Swiber drags DBS' Q2 net profit down 6%

DBS chief financial officer Chng Sok Hui and CEO Piyush Gupta at the briefing yesterday. Mr Gupta said Swiber's woes were just a one-off in DBS' oil and gas portfolio, adding that it has otherwise stayed on track for another year of growth. DBS' tota
DBS chief financial officer Chng Sok Hui and CEO Piyush Gupta at the briefing yesterday. Mr Gupta said Swiber's woes were just a one-off in DBS' oil and gas portfolio, adding that it has otherwise stayed on track for another year of growth. DBS' total exposure to Swiber was $721 million, and the bank still expects to recover about half of that.ST PHOTO: MARCUS TAN

DBS Group Holdings' second-quarter showing was dented as it set aside a huge sum to cover exposure to Swiber Holdings - with net profit falling 6 per cent to $1.05 billion.

But chief executive Piyush Gupta said Swiber's woes were just a one- off in its oil and gas portfolio, adding that DBS has otherwise stayed on track for another year of growth.

In the three months ended June 30, DBS set aside $336 million in specific allowances for loans - an amount banks reserve to cover potentially soured loans.

  • AT A GLANCE

    REVENUE: $2.92 billion (+8%)

    NET PROFIT: $1.05 billion (-6%)

    INTERIM DIVIDEND: 30 cents a share (unchanged)

This was a dramatic rise from $132 million a year earlier. Of the $336 million, an allowance charge of $150 million was to account for Swiber's bad debt.

DBS' total exposure to Swiber was $721 million, and the bank still expects to recover about half of that.

The Swiber exposure is part of DBS' total $7 billion exposure to the offshore support services segment in the second quarter. The total oil and gas portfolio is $23 billion.

The sector will remain under stress, Mr Gupta said, with some $1 billion worth of the offshore support portfolio showing signs of weakness.

But the loans are mostly secured, and DBS should not have to write off much more than the previously forecast $200 million sum.

Mr Gupta said the fall of Swiber is not representative of the oil and gas industry here.
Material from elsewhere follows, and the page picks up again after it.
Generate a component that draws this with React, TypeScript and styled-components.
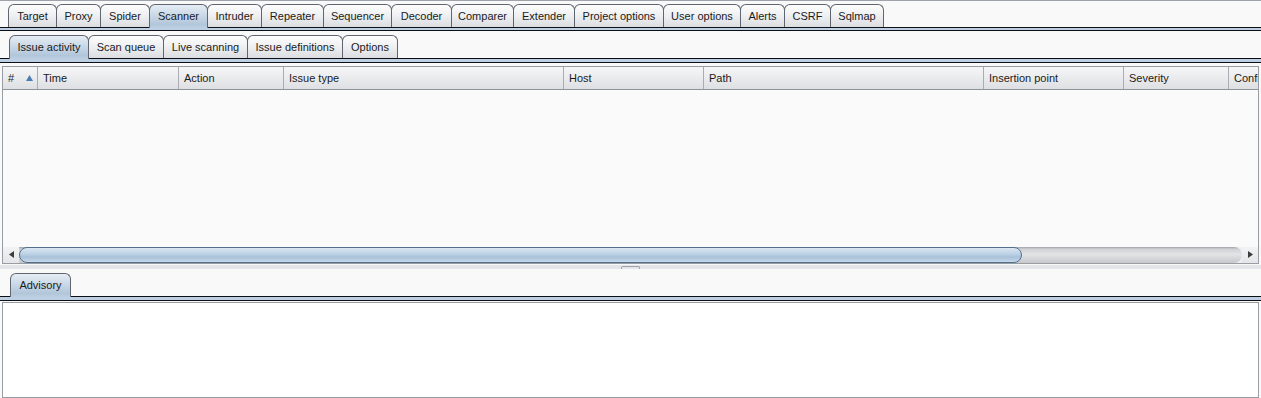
import React from 'react';
import styled, { createGlobalStyle } from 'styled-components';

const GlobalStyle = createGlobalStyle`
  html, body {
    margin: 0;
    padding: 0;
    background: #f9f9f9;
  }
  body {
    font-family: "Liberation Sans", Arial, sans-serif;
    font-size: 11px;
    color: #1b1b1b;
  }
`;

const Window = styled.div`
  display: flex;
  flex-direction: column;
  height: 398px;
  overflow: hidden;
  box-sizing: border-box;
  border-top: 1px solid #9ea2a9;
  background: #f9f9f9;
`;

const TabStrip = styled.div<{ $inset: number; $top: number }>`
  display: flex;
  align-items: flex-end;
  height: 23px;
  margin-top: ${(p) => p.$top}px;
  padding-left: ${(p) => p.$inset}px;
`;

const Tab = styled.div<{ $width: number; $active?: boolean }>`
  position: relative;
  z-index: ${(p) => (p.$active ? 1 : 0)};
  display: flex;
  align-items: center;
  justify-content: center;
  flex-shrink: 0;
  box-sizing: border-box;
  width: ${(p) => p.$width}px;
  height: ${(p) => (p.$active ? 24 : 23)}px;
  margin-left: -1px;
  margin-bottom: ${(p) => (p.$active ? -1 : 0)}px;
  padding-bottom: ${(p) => (p.$active ? 1 : 0)}px;
  border: 1px solid #60666f;
  border-bottom: none;
  border-radius: 6px 6px 0 0;
  background: ${(p) =>
    p.$active
      ? 'linear-gradient(#e6edf4 0%, #c9d8e7 45%, #b2c6da 85%, #bdd0e3 100%)'
      : 'linear-gradient(#fdfdfd 0%, #eeeff1 50%, #dcdde0 100%)'};
  white-space: nowrap;

  &:first-child {
    margin-left: 0;
  }
`;

const Rule = styled.div`
  height: 5px;
  box-sizing: border-box;
  border-top: 1px solid #0d0f14;
  border-bottom: 1px solid #0d0f14;
  background: #bdd0e3;
`;

const Frame = styled.div`
  display: flex;
  flex-direction: column;
  margin: 3px 2px 0;
  border: 1px solid #989ca3;
  background: #fafafa;
`;

const HeaderRow = styled.div`
  display: flex;
  height: 22px;
  overflow: hidden;
  border-bottom: 1px solid #8f939a;
  background: linear-gradient(#f6f6f7 0%, #e9eaec 55%, #dedfe2 100%);
`;

const HeaderCell = styled.div<{ $width: number }>`
  display: flex;
  align-items: center;
  justify-content: space-between;
  flex-shrink: 0;
  box-sizing: border-box;
  width: ${(p) => p.$width}px;
  padding: 0 4px 0 5px;
  border-right: 1px solid #a9adb3;
  white-space: nowrap;
  overflow: hidden;
`;

const TableBody = styled.div`
  height: 157px;
  background: #fafafa;
`;

const ScrollBar = styled.div`
  display: flex;
  height: 16px;
  background: #eceef0;
`;

const ArrowButton = styled.div`
  display: flex;
  align-items: center;
  justify-content: center;
  width: 16px;
  flex-shrink: 0;
  background: linear-gradient(#f2f3f4, #e4e5e8);
`;

const Track = styled.div`
  flex: 1;
  display: flex;
  border-radius: 0 9px 9px 0;
  background: linear-gradient(#9fa2a7 0, #cfd0d3 2px, #e3e4e6 45%, #c6c8cc 100%);
`;

const Thumb = styled.div`
  box-sizing: border-box;
  height: 100%;
  border: 1px solid #52708e;
  border-radius: 8px;
  background: linear-gradient(#dbe6f1 0%, #bed3e7 40%, #a8c1da 65%, #c7d8e9 100%);
`;

const Splitter = styled.div`
  display: flex;
  align-items: flex-start;
  justify-content: center;
  height: 9px;
  box-sizing: border-box;
  border-top: 1px solid #f9f9f9;
  border-bottom: 2px solid #f9f9f9;
  background: #e3e5e9;
`;

const Grip = styled.div`
  width: 19px;
  height: 3px;
  margin-top: 1px;
  box-sizing: border-box;
  border: 1px solid #9ea2a8;
  border-bottom: none;
  border-radius: 2px 2px 0 0;
`;

const AdvisoryBox = styled.div`
  height: 120px;
  margin: 1px 2px 0;
  border: 1px solid #989ca3;
  background: #ffffff;
`;

const mainTabs = [
  { label: 'Target', width: 49 },
  { label: 'Proxy', width: 45 },
  { label: 'Spider', width: 50 },
  { label: 'Scanner', width: 59, active: true },
  { label: 'Intruder', width: 55 },
  { label: 'Repeater', width: 63 },
  { label: 'Sequencer', width: 69 },
  { label: 'Decoder', width: 61 },
  { label: 'Comparer', width: 63 },
  { label: 'Extender', width: 62 },
  { label: 'Project options', width: 90 },
  { label: 'User options', width: 78 },
  { label: 'Alerts', width: 45 },
  { label: 'CSRF', width: 47 },
  { label: 'Sqlmap', width: 54 },
];

const scannerTabs = [
  { label: 'Issue activity', width: 80, active: true },
  { label: 'Scan queue', width: 76 },
  { label: 'Live scanning', width: 85 },
  { label: 'Issue definitions', width: 96 },
  { label: 'Options', width: 56 },
];

// last column is cut off by the frame, as in the real table
const columns = [
  { label: '#', width: 35, sorted: true },
  { label: 'Time', width: 141 },
  { label: 'Action', width: 105 },
  { label: 'Issue type', width: 280 },
  { label: 'Host', width: 140 },
  { label: 'Path', width: 280 },
  { label: 'Insertion point', width: 140 },
  { label: 'Severity', width: 105 },
  { label: 'Confidence', width: 140 },
];

const SortUp = () => (
  <svg width="7" height="6" viewBox="0 0 7 6">
    <path d="M3.5 0 L7 6 L0 6 Z" fill="#4a7db3" />
  </svg>
);

const Arrow = ({ dir }: { dir: 'left' | 'right' }) => (
  <svg width="5" height="7" viewBox="0 0 5 7">
    <path d={dir === 'left' ? 'M5 0 L0 3.5 L5 7 Z' : 'M0 0 L5 3.5 L0 7 Z'} fill="#3c3c3c" />
  </svg>
);

const App: React.FC = () => {
  return (
    <>
      <GlobalStyle />
      <Window>
        <TabStrip $inset={8} $top={3}>
          {mainTabs.map((t) => (
            <Tab key={t.label} $width={t.width} $active={t.active}>
              {t.label}
            </Tab>
          ))}
        </TabStrip>
        <Rule />

        <TabStrip $inset={9} $top={4}>
          {scannerTabs.map((t) => (
            <Tab key={t.label} $width={t.width} $active={t.active}>
              {t.label}
            </Tab>
          ))}
        </TabStrip>
        <Rule />

        <Frame>
          <HeaderRow>
            {columns.map((c) => (
              <HeaderCell key={c.label} $width={c.width}>
                <span>{c.label}</span>
                {c.sorted && <SortUp />}
              </HeaderCell>
            ))}
          </HeaderRow>
          <TableBody />
          <ScrollBar>
            <ArrowButton>
              <Arrow dir="left" />
            </ArrowButton>
            <Track>
              <Thumb style={{ width: '82%' }} />
            </Track>
            <ArrowButton>
              <Arrow dir="right" />
            </ArrowButton>
          </ScrollBar>
        </Frame>

        <Splitter>
          <Grip />
        </Splitter>

        <TabStrip $inset={10} $top={2}>
          <Tab $width={61} $active>
            Advisory
          </Tab>
        </TabStrip>
        <Rule />
        <AdvisoryBox />
      </Window>
    </>
  );
};

export default App;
"The bulk of the industry are people who own vessels for chartering, which means the bulk of bank financing is secured," he said at a results briefing yesterday.

"Swiber is one of a handful in Singapore that only do contracting business... This exposure is unusual because it is working capital financing, not vessel and security financing."

Swiber was a blot on an otherwise solid quarter.

Total revenue rose 8 per cent to $2.92 billion, on a 5 per cent growth gain in net interest income to $1.83 billion. Loans grew 1.6 per cent to $288.34 billion.

Net interest margin, which is the difference between the interest income generated by banks and the amount of interest paid out to lenders, rose for a fifth straight quarter to 1.87 per cent, the best of the local banks.

Non-interest income, which includes fee-earning business lines in the bank such as wealth management, also improved.

It rose 13 per cent to $1.09 billion, as net fee income rose 8 per cent to $628 million.

The broad-based growth reflects a good business momentum that will be sustained, Mr Gupta said.

"Even recognising the weakness in our portfolio, we will probably show a growth over last year in the second half. We will not have a down year."

Net book value was $16.48 a share, up from $15.29 a year ago; earnings per share were $1.67, down from $1.78 a year earlier.

An interim dividend of 30 cents a share was declared.

"We are well prepared to meet the challenges ahead," said Mr Gupta.

DBS shares closed 1.42 per cent or 21 cents higher at $15.04, following the results briefing.